== PROBLEM TO WORK ON ==
Leave out any pictures and transcribe all other data below exactly.

== DATA ==
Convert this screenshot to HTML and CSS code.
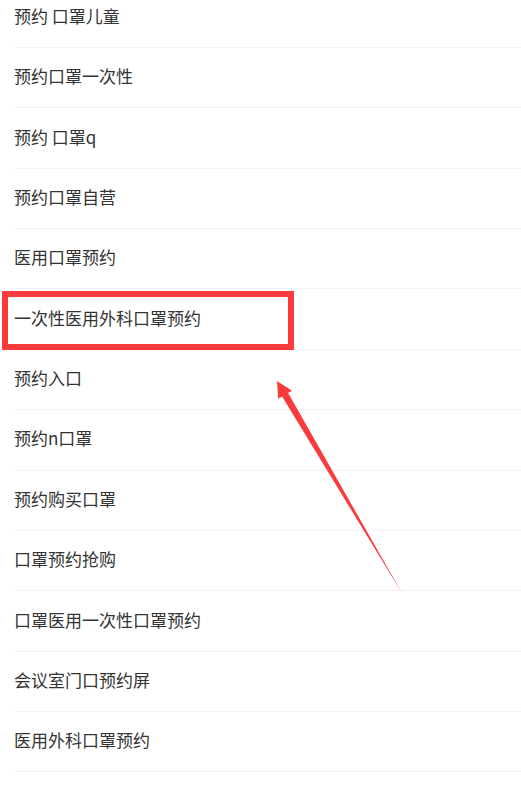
FILE: index.html
```html
<!DOCTYPE html>
<html lang="zh-CN">
<head>
<meta charset="utf-8">
<link rel="stylesheet" href="styles.css">
</head>
<body>
<ul class="list">
  <li class="item">预约 口罩儿童</li>
  <li class="item">预约口罩一次性</li>
  <li class="item">预约 口罩q</li>
  <li class="item">预约口罩自营</li>
  <li class="item">医用口罩预约</li>
  <li class="item">一次性医用外科口罩预约</li>
  <li class="item">预约入口</li>
  <li class="item">预约n口罩</li>
  <li class="item">预约购买口罩</li>
  <li class="item">口罩预约抢购</li>
  <li class="item">口罩医用一次性口罩预约</li>
  <li class="item">会议室门口预约屏</li>
  <li class="item">医用外科口罩预约</li>
</ul>
<div class="highlight"></div>
<svg class="arrow" width="521" height="785" viewBox="0 0 521 785">
  <polygon points="277,381 292,390.7 288.1,393 402.5,594 282.1,396.6 278.2,398.8" fill="#fb3b3b"/>
</svg>
</body>
</html>
```

FILE: styles.css
```css
html, body {
  margin: 0;
  padding: 0;
  background: #ffffff;
  overflow: hidden;
}
body {
  position: relative;
  width: 521px;
  height: 785px;
  font-family: "Noto Sans CJK SC", "Noto Sans", sans-serif;
}
.list {
  list-style: none;
  margin: -12.4px 0 0 0;
  padding: 0 0 0 14px;
}
.item {
  box-sizing: border-box;
  height: 60.375px;
  padding-bottom: 4px;
  display: flex;
  align-items: center;
  border-bottom: 1px solid #f1f1f1;
  font-size: 17px;
  color: #333333;
  line-height: 1;
}
.highlight {
  position: absolute;
  left: 2px;
  top: 291px;
  width: 292px;
  height: 59px;
  box-sizing: border-box;
  border: 6.5px solid #fb3b3b;
}
.arrow {
  position: absolute;
  left: 0;
  top: 0;
}
```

== RESPONSE ==
Convert this screenshot to HTML and CSS code.
FILE: index.html
```html
<!DOCTYPE html>
<html lang="zh-CN">
<head>
<meta charset="utf-8">
<link rel="stylesheet" href="styles.css">
</head>
<body>
<ul class="list">
  <li class="item">预约 口罩儿童</li>
  <li class="item">预约口罩一次性</li>
  <li class="item">预约 口罩q</li>
  <li class="item">预约口罩自营</li>
  <li class="item">医用口罩预约</li>
  <li class="item">一次性医用外科口罩预约</li>
  <li class="item">预约入口</li>
  <li class="item">预约n口罩</li>
  <li class="item">预约购买口罩</li>
  <li class="item">口罩预约抢购</li>
  <li class="item">口罩医用一次性口罩预约</li>
  <li class="item">会议室门口预约屏</li>
  <li class="item">医用外科口罩预约</li>
</ul>
<div class="highlight"></div>
<svg class="arrow" width="521" height="785" viewBox="0 0 521 785">
  <polygon points="277,381 292,390.7 288.1,393 402.5,594 282.1,396.6 278.2,398.8" fill="#fb3b3b"/>
</svg>
</body>
</html>
```

FILE: styles.css
```css
html, body {
  margin: 0;
  padding: 0;
  background: #ffffff;
  overflow: hidden;
}
body {
  position: relative;
  width: 521px;
  height: 785px;
  font-family: "Noto Sans CJK SC", "Noto Sans", sans-serif;
}
.list {
  list-style: none;
  margin: -12.4px 0 0 0;
  padding: 0 0 0 14px;
}
.item {
  box-sizing: border-box;
  height: 60.375px;
  padding-bottom: 4px;
  display: flex;
  align-items: center;
  border-bottom: 1px solid #f1f1f1;
  font-size: 17px;
  color: #333333;
  line-height: 1;
}
.highlight {
  position: absolute;
  left: 2px;
  top: 291px;
  width: 292px;
  height: 59px;
  box-sizing: border-box;
  border: 6.5px solid #fb3b3b;
}
.arrow {
  position: absolute;
  left: 0;
  top: 0;
}
```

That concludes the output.